El sol agudiza su ángulo y enfatiza con dramatismo la silueta de las pagodas. Desde que la tierra se movió todo parece más delicado. Algunos de estos templos, como el Taleju, llevan aquí desde el siglo XV. La significancia del lugar, de todas formas, se remonta mucho más atrás, al siglo III, cuando los antiguos reyes nepalíes decidieron que aquí se ubicaría su palacio real. Obviamente, las estructuras se sustituyeron y modificaron en numerosas ocasiones hasta nuestros días.


Una mañana de ofrendas en la Plaza Durbar
Varios días después me puse en marcha temprano y caminé hacia la Plaza Durbar cuando las calles de Katmandú aún estaban frías.

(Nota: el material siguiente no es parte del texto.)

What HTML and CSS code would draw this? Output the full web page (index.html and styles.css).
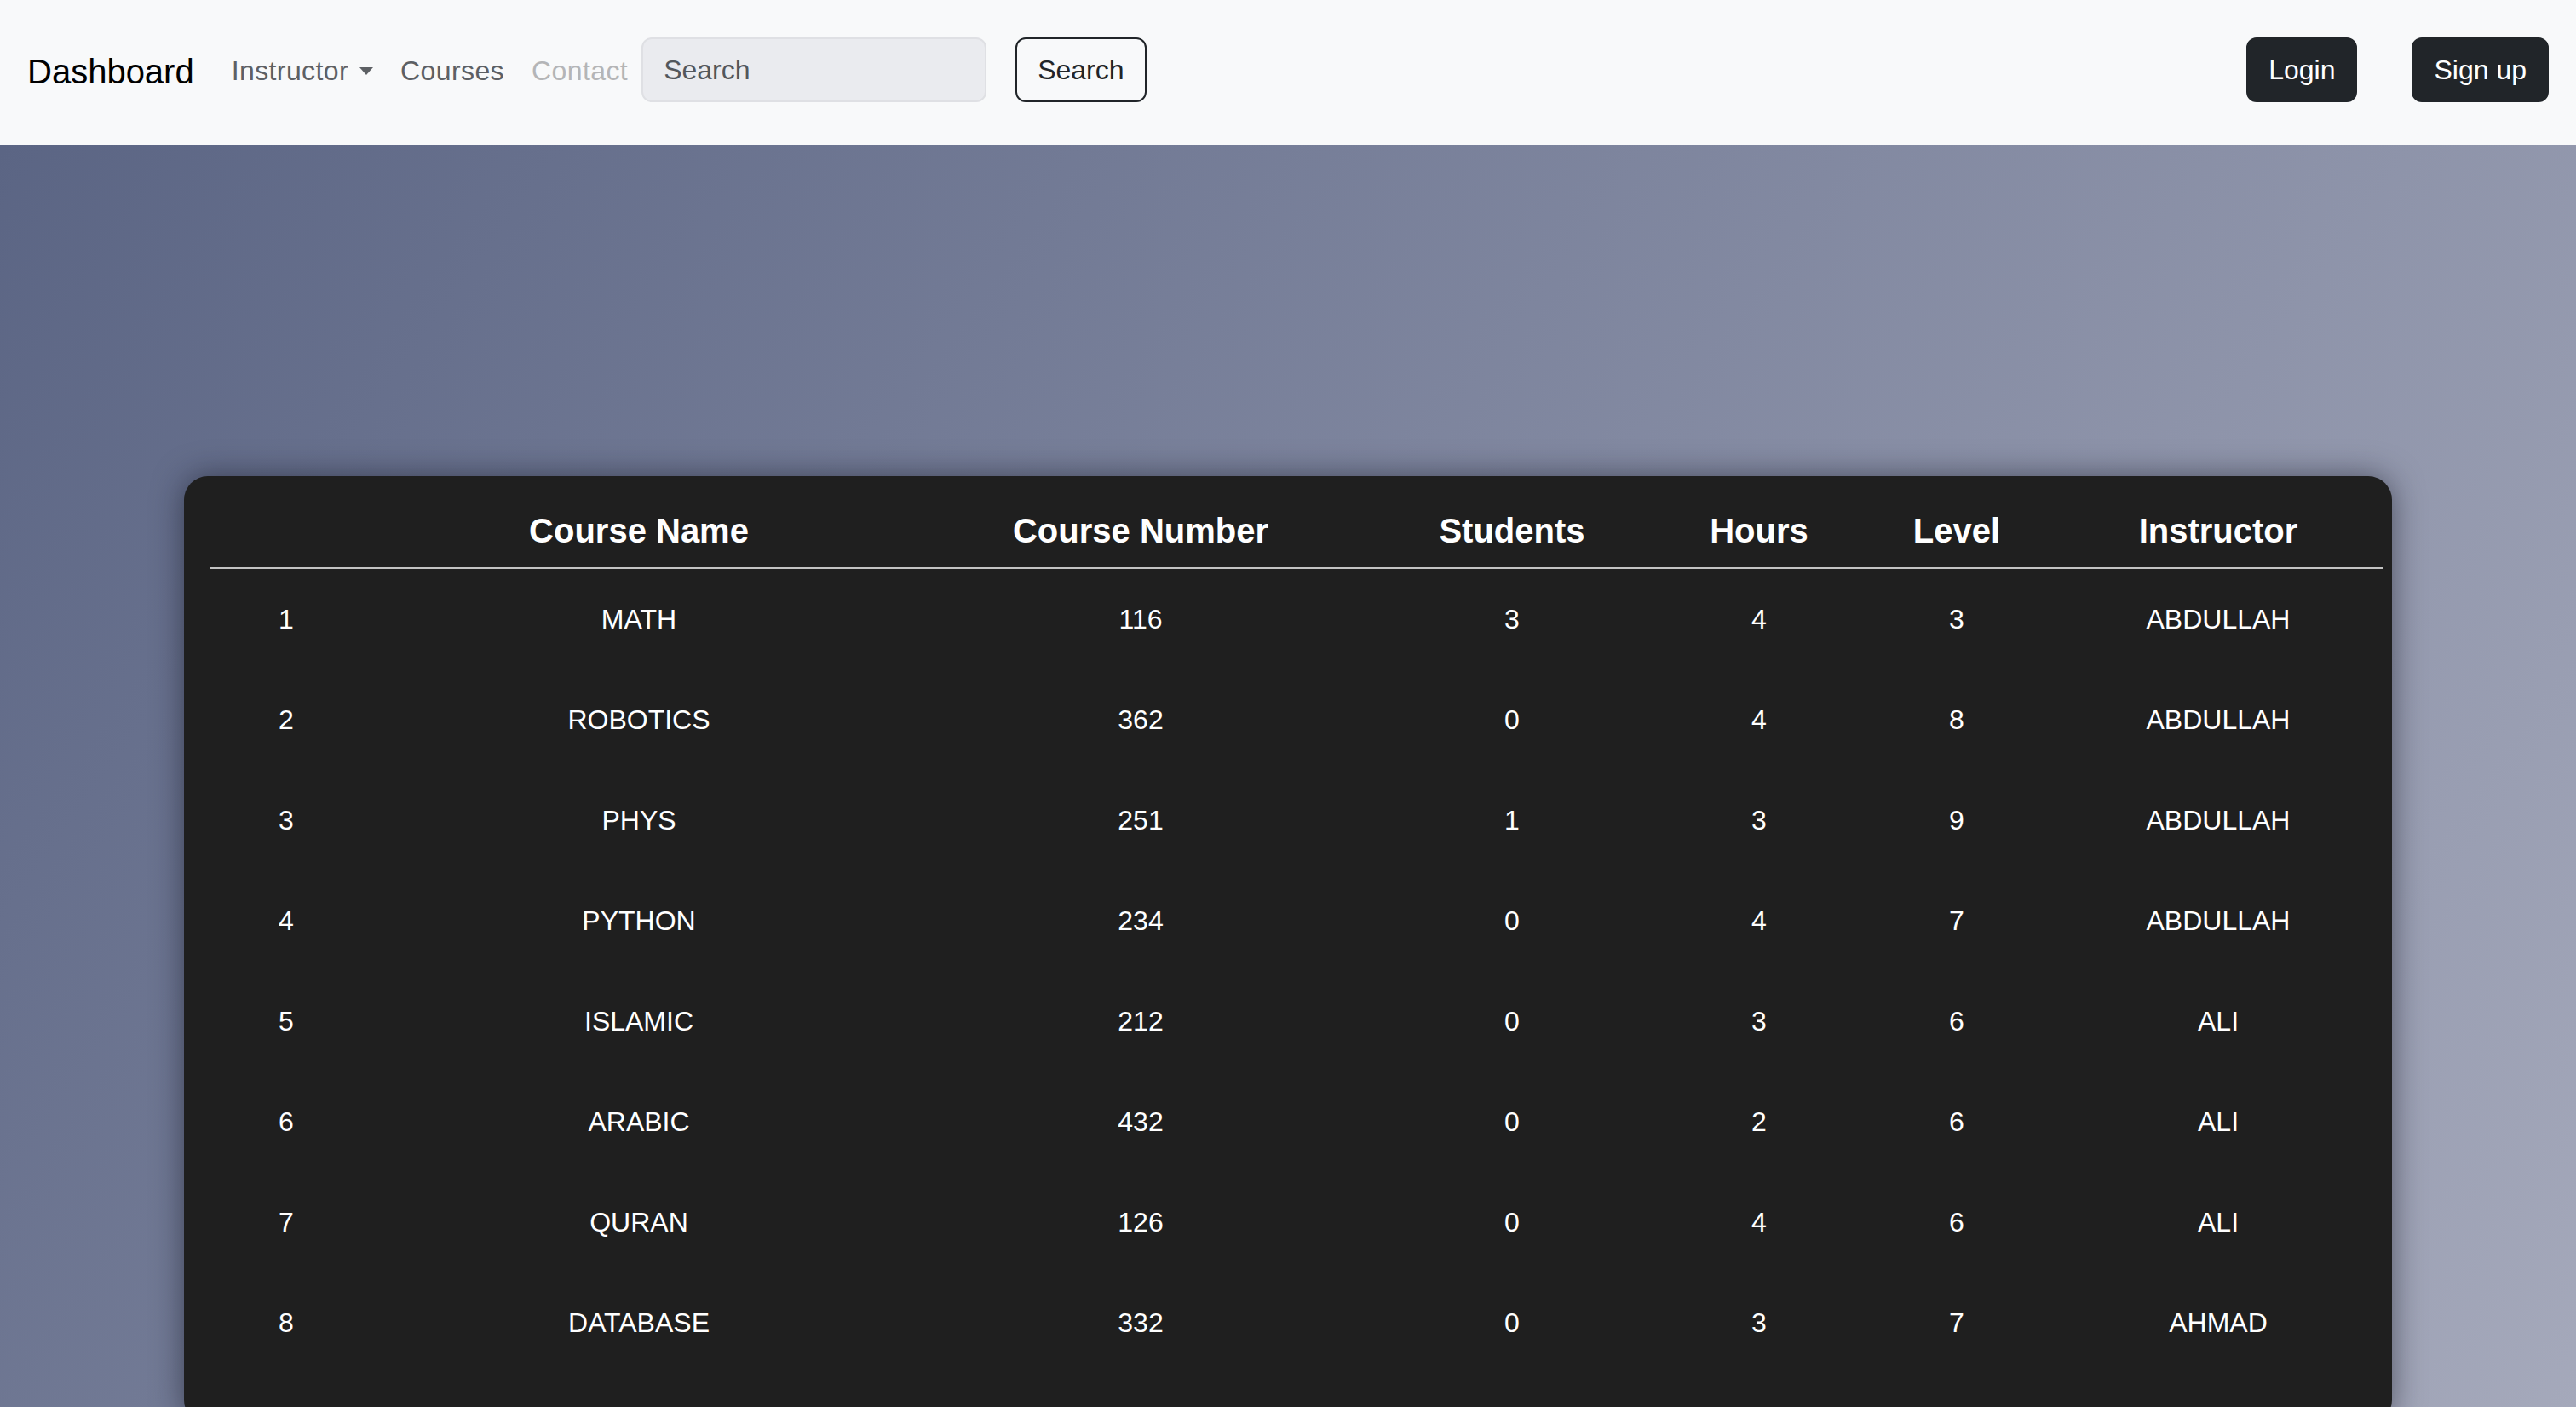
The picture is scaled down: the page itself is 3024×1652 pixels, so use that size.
FILE: index.html
```html
<!DOCTYPE html>
<html lang="en">
<head>
<meta charset="utf-8">
<title>Dashboard</title>
<link rel="stylesheet" href="styles.css">
</head>
<body>
<nav class="navbar">
  <a class="brand" href="#">Dashboard</a>
  <ul class="nav">
    <li><a class="nav-link dropdown" href="#">Instructor<span class="caret"></span></a></li>
    <li><a class="nav-link" href="#">Courses</a></li>
    <li><a class="nav-link disabled" href="#">Contact</a></li>
  </ul>
  <form class="search">
    <input class="search-input" type="search" placeholder="Search">
    <button class="btn btn-outline" type="button">Search</button>
  </form>
  <div class="auth">
    <button class="btn btn-dark" type="button">Login</button>
    <button class="btn btn-dark" type="button">Sign up</button>
  </div>
</nav>
<main class="main">
  <section class="card">
    <table class="courses">
      <colgroup>
        <col class="c-num"><col class="c-name"><col class="c-number"><col class="c-students"><col class="c-hours"><col class="c-level"><col class="c-instr">
      </colgroup>
      <thead>
        <tr><th></th><th>Course Name</th><th>Course Number</th><th>Students</th><th>Hours</th><th>Level</th><th>Instructor</th></tr>
      </thead>
      <tbody>
        <tr><td>1</td><td>MATH</td><td>116</td><td>3</td><td>4</td><td>3</td><td>ABDULLAH</td></tr>
        <tr><td>2</td><td>ROBOTICS</td><td>362</td><td>0</td><td>4</td><td>8</td><td>ABDULLAH</td></tr>
        <tr><td>3</td><td>PHYS</td><td>251</td><td>1</td><td>3</td><td>9</td><td>ABDULLAH</td></tr>
        <tr><td>4</td><td>PYTHON</td><td>234</td><td>0</td><td>4</td><td>7</td><td>ABDULLAH</td></tr>
        <tr><td>5</td><td>ISLAMIC</td><td>212</td><td>0</td><td>3</td><td>6</td><td>ALI</td></tr>
        <tr><td>6</td><td>ARABIC</td><td>432</td><td>0</td><td>2</td><td>6</td><td>ALI</td></tr>
        <tr><td>7</td><td>QURAN</td><td>126</td><td>0</td><td>4</td><td>6</td><td>ALI</td></tr>
        <tr><td>8</td><td>DATABASE</td><td>332</td><td>0</td><td>3</td><td>7</td><td>AHMAD</td></tr>
      </tbody>
    </table>
  </section>
</main>
</body>
</html>
```
FILE: styles.css
```css
* { box-sizing: border-box; }
html, body { margin: 0; padding: 0; }
body {
  font-family: "Liberation Sans", Arial, sans-serif;
  font-size: 32px;
  line-height: 48px;
  color: #212529;
  background: #a5a9bb;
}
.navbar {
  height: 170px;
  background: #f8f9fa;
  display: flex;
  align-items: center;
  padding: 0 32px 6px 32px;
}
.brand {
  font-size: 40px;
  line-height: 60px;
  color: #000;
  text-decoration: none;
  margin-right: 28px;
  padding-top: 3px;
}
.nav {
  display: flex;
  list-style: none;
  margin: 0;
  padding: 0;
}
.nav-link {
  display: flex;
  align-items: center;
  padding: 0 16px;
  color: #5d6064;
  text-decoration: none;
  line-height: 48px;
  padding-top: 2px;
  letter-spacing: 0.4px;
}
.nav-link.disabled { color: #b4b5b7; }
.caret {
  display: inline-block;
  margin-left: 13px;
  width: 0;
  height: 0;
  border-left: 8px solid transparent;
  border-right: 8px solid transparent;
  border-top: 9px solid #5d6064;
}
.search {
  display: flex;
  align-items: center;
  margin: 0;
}
.search-input {
  width: 405px;
  height: 76px;
  padding: 12px 24px;
  font: inherit;
  color: #212529;
  background: #eaebef;
  border: 2px solid #dfe0e4;
  border-radius: 12px;
  margin-right: 34px;
  outline: none;
}
.search-input::placeholder { color: #53575c; }
.btn {
  font: inherit;
  line-height: 48px;
  padding: 12px 24px;
  border-radius: 12px;
  border: 2px solid #212529;
  cursor: pointer;
}
.btn-outline {
  background: transparent;
  color: #212529;
}
.btn-dark {
  background: #212529;
  color: #fff;
}
.auth {
  margin-left: auto;
  display: flex;
  gap: 64px;
}
.main {
  min-height: calc(100vh - 170px);
  padding: 389px 216px 0 216px;
  background: linear-gradient(126deg, #5b6584 0%, #a5a9bb 100%);
}
.card {
  background: #1f1f1f;
  border-radius: 28px;
  padding: 21px 10px 60px 30px;
  box-shadow: 0 0 36px rgba(20, 22, 35, 0.55);
}
.courses {
  width: 100%;
  border-collapse: collapse;
  table-layout: fixed;
  color: #fff;
  text-align: center;
}
.c-num { width: 180px; }
.c-name { width: 648px; }
.c-number { width: 530px; }
.c-students { width: 342px; }
.c-hours { width: 238px; }
.c-level { width: 226px; }
.c-instr { width: auto; }
.courses th {
  font-size: 40px;
  font-weight: bold;
  line-height: 60px;
  padding: 13px 0 13px 0;
  border-bottom: 2px solid #c3c3c3;
}
.courses td {
  font-size: 32px;
  line-height: 48px;
  padding: 35px 0;
}
```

Quizás a esta hora contemplara una faceta diferente, puede que con menos gente (¡JA!), puede que más auténtica… Para entonces, el callejero de esta parte de la ciudad ya me era familiar, y tomé un camino secundario para llegar a la Durbar.
Entrando por Gangalal Marg nadie me exigió ningún pago, ni me crucé con ningún guardia.

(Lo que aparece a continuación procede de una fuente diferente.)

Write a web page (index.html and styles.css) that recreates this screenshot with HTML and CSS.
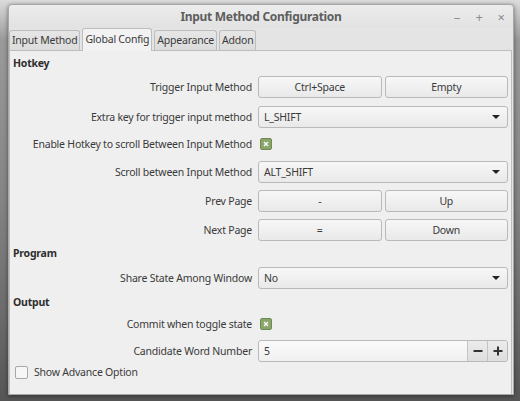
FILE: index.html
```html
<!DOCTYPE html>
<html>
<head>
<meta charset="utf-8">
<link rel="stylesheet" href="styles.css">
</head>
<body>
<div class="desk">
  <div class="window">
    <div class="titlebar">
      <div class="title">Input Method Configuration</div>
      <div class="wbtns">
        <span class="wb">&#8211;</span>
        <span class="wb">+</span>
        <span class="wb">&#215;</span>
      </div>
    </div>
    <div class="tabs">
      <div class="tab">Input Method</div>
      <div class="tab active">Global Config</div>
      <div class="tab">Appearance</div>
      <div class="tab">Addon</div>
    </div>
    <div class="panel">
      <div class="sect s-first">Hotkey</div>
      <div class="row r1">
        <div class="lbl">Trigger Input Method</div>
        <div class="ctl pair"><div class="btn">Ctrl+Space</div><div class="btn">Empty</div></div>
      </div>
      <div class="row r2">
        <div class="lbl">Extra key for trigger input method</div>
        <div class="ctl"><div class="combo"><span>L_SHIFT</span><span class="arrow"></span></div></div>
      </div>
      <div class="row chk r3">
        <div class="lbl">Enable Hotkey to scroll Between Input Method</div>
        <div class="ctl"><span class="cb on"><svg viewBox="0 0 6 6" width="6" height="6"><path d="M1 1L5 5M5 1L1 5" stroke="#fff" stroke-width="1.3"/></svg></span></div>
      </div>
      <div class="row r4">
        <div class="lbl">Scroll between Input Method</div>
        <div class="ctl"><div class="combo"><span>ALT_SHIFT</span><span class="arrow"></span></div></div>
      </div>
      <div class="row r5">
        <div class="lbl">Prev Page</div>
        <div class="ctl pair"><div class="btn">-</div><div class="btn">Up</div></div>
      </div>
      <div class="row r6">
        <div class="lbl">Next Page</div>
        <div class="ctl pair"><div class="btn">=</div><div class="btn">Down</div></div>
      </div>
      <div class="sect s-prog">Program</div>
      <div class="row r7">
        <div class="lbl">Share State Among Window</div>
        <div class="ctl"><div class="combo"><span>No</span><span class="arrow"></span></div></div>
      </div>
      <div class="sect s-out">Output</div>
      <div class="row chk r8">
        <div class="lbl">Commit when toggle state</div>
        <div class="ctl"><span class="cb on"><svg viewBox="0 0 6 6" width="6" height="6"><path d="M1 1L5 5M5 1L1 5" stroke="#fff" stroke-width="1.3"/></svg></span></div>
      </div>
      <div class="row r9">
        <div class="lbl">Candidate Word Number</div>
        <div class="ctl">
          <div class="spin">
            <span class="val">5</span>
            <span class="sb"><svg viewBox="0 0 10 10" width="10" height="10"><path d="M0.5 5H9.5" stroke="#333" stroke-width="2"/></svg></span>
            <span class="sb"><svg viewBox="0 0 10 10" width="10" height="10"><path d="M0.5 5H9.5M5 0.5V9.5" stroke="#333" stroke-width="2"/></svg></span>
          </div>
        </div>
      </div>
      <div class="adv">
        <span class="cb off"></span>
        <span>Show Advance Option</span>
      </div>
    </div>
  </div>
</div>
</body>
</html>
```
FILE: styles.css
```css
html, body {
  margin: 0;
  padding: 0;
}
body {
  width: 520px;
  height: 401px;
  overflow: hidden;
  background: linear-gradient(180deg, #dcdcdc 0px, #9a9a9a 40px, #848484 200px, #6a6a6a 320px, #555 401px);
  font-family: "Noto Sans", "DejaVu Sans", sans-serif;
  font-size: 10.5px;
  letter-spacing: -0.22px;
  color: #3a3a3a;
}
.desk {
  padding: 4px 6px 6px 8px;
}
.window {
  width: 504px;
  height: 389px;
  border: 1px solid #a8a8a8;
  border-radius: 4px 4px 0 0;
  background: #e4e4e4;
  box-shadow: 0 1px 4px rgba(0,0,0,0.45);
  display: flex;
  flex-direction: column;
}
.titlebar {
  height: 23px;
  display: flex;
  align-items: center;
  justify-content: center;
  position: relative;
  background: linear-gradient(#ececec, #e2e2e2);
  border-radius: 4px 4px 0 0;
}
.title {
  font-weight: bold;
  font-size: 12px;
  letter-spacing: -0.3px;
  color: #5e5e5e;
}
.wbtns {
  position: absolute;
  right: 5px;
  top: 3px;
  display: flex;
  gap: 8px;
  color: #8c8c8c;
  font-size: 13px;
}
.wb {
  width: 14px;
  text-align: center;
}
.tabs {
  display: flex;
  align-items: flex-end;
  height: 22px;
  gap: 2px;
}
.tab {
  height: 19px;
  line-height: 19px;
  padding: 0 2px;
  border: 1px solid #bdbdbd;
  border-bottom: none;
  border-radius: 3px 3px 0 0;
  background: linear-gradient(#e6e6e6, #dcdcdc);
  color: #3a3a3a;
}
.tab.active {
  height: 22px;
  line-height: 20px;
  background: #f2f2f2;
  margin-bottom: -1px;
  position: relative;
  z-index: 1;
}
.panel {
  flex: 1;
  border: 1px solid #bdbdbd;
  border-bottom: none;
  margin-right: 1px;
  background: #efefef;
  padding: 0 3px;
  display: flex;
  flex-direction: column;
}
.sect {
  height: 18px;
  line-height: 18px;
  font-weight: bold;
  color: #2e2e2e;
}
.s-first { margin-top: 3px; }
.s-prog { margin-top: 3px; }
.s-out { margin-top: 4px; }
.row {
  display: grid;
  grid-template-columns: 239px 250px;
  column-gap: 6px;
  align-items: center;
  height: 22px;
}
.row.chk { height: 18px; }
.lbl {
  text-align: right;
  white-space: nowrap;
}
.r1 { margin-top: 4px; }
.r2 { margin-top: 8px; }
.r3 { margin-top: 7px; }
.r4 { margin-top: 8px; }
.r5 { margin-top: 7px; }
.r6 { margin-top: 7px; }
.r7 { margin-top: 5px; }
.r8 { margin-top: 4px; }
.r9 { margin-top: 7px; }
.ctl { height: 100%; display: flex; align-items: center; }
.pair {
  display: grid;
  grid-template-columns: 1fr 1fr;
  gap: 3px;
}
.btn, .combo, .spin {
  height: 20px;
  border: 1px solid #b9b9b9;
  border-radius: 3px;
  background: linear-gradient(#f7f7f7, #e9e9e9);
  box-sizing: content-box;
}
.btn {
  display: flex;
  align-items: center;
  justify-content: center;
}
.combo {
  width: 248px;
  display: flex;
  align-items: center;
  justify-content: space-between;
}
.combo span:first-child { padding-left: 5px; }
.arrow {
  width: 0;
  height: 0;
  border-left: 4px solid transparent;
  border-right: 4px solid transparent;
  border-top: 4px solid #222;
  margin-right: 7px;
}
.cb {
  width: 10px;
  height: 10px;
  border-radius: 2px;
  display: inline-flex;
  align-items: center;
  justify-content: center;
  margin-left: 2px;
}
.cb.on {
  background: #8aa66a;
  border: 1px solid #6f8a55;
}
.cb.off {
  width: 11px;
  height: 11px;
  background: #f6f6f6;
  border: 1px solid #a8a8a8;
}
.spin {
  width: 248px;
  display: flex;
  align-items: stretch;
  background: linear-gradient(#fafafa, #f0f0f0);
}
.val {
  flex: 1;
  display: flex;
  align-items: center;
  padding-left: 5px;
}
.sb {
  width: 19px;
  display: flex;
  align-items: center;
  justify-content: center;
  border-left: 1px solid #c4c4c4;
  background: linear-gradient(#ececec, #dedede);
}
.sb:last-child { border-radius: 0 3px 3px 0; }
.adv {
  margin-top: 1px;
  height: 18px;
  display: flex;
  align-items: center;
  gap: 6px;
  padding-left: 2px;
}
.adv .cb { margin-left: 0; }
```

Lo de la solitud no había funcionado muy bien, ¡había cuatro veces más gente que el otro día! Pero esta vitalidad de la que rebosaba la Plaza era distinta. El humo espesaba el aire y arrastraba cánticos con él. Un grupo especialmente numeroso se concentraba frente a la escultura de la deidad Kaal Bhairav para adorarla.




Más adelante, frente a la puerta del templo Taleju, se improvisaban altares en el suelo y los fieles amontonaban dinero, comida y otros regalos para los dioses. La pila acabaría por simular un montón de basura que alguien barrería al final de la mañana. Aun así, un policía no dudaba en utilizar un palo para echar a un mendigo hambriento que intentaba beneficiarse de estas donaciones. Qué irónica es la religión.


A pocos centímetros de las velas y los rezos, la calle que cruzaba la plaza era una avenida comercial cuya circulación no se detenía un segundo. Y quienes pasaban por aquí, cargados de bolsas, sacos o arrastrando carros descomunales, caminaban impertérritos, inmunes a los cientos de años de arquitectura que les rodeaban. Suficientemente complicado es el presente para ellos, como para preocuparse por el pasado.




Que el tiempo en la Plaza Durbar no discurra la convirtió en trivial. Para bien o para mal, cuando la tierra tembló los que veían estos edificios cada día recordaron su importancia. Agrietada y herida, aguantando a duras penas sobre palos de apuntalamiento, ahora les recuerda a todos lo frágil y valiosa que es.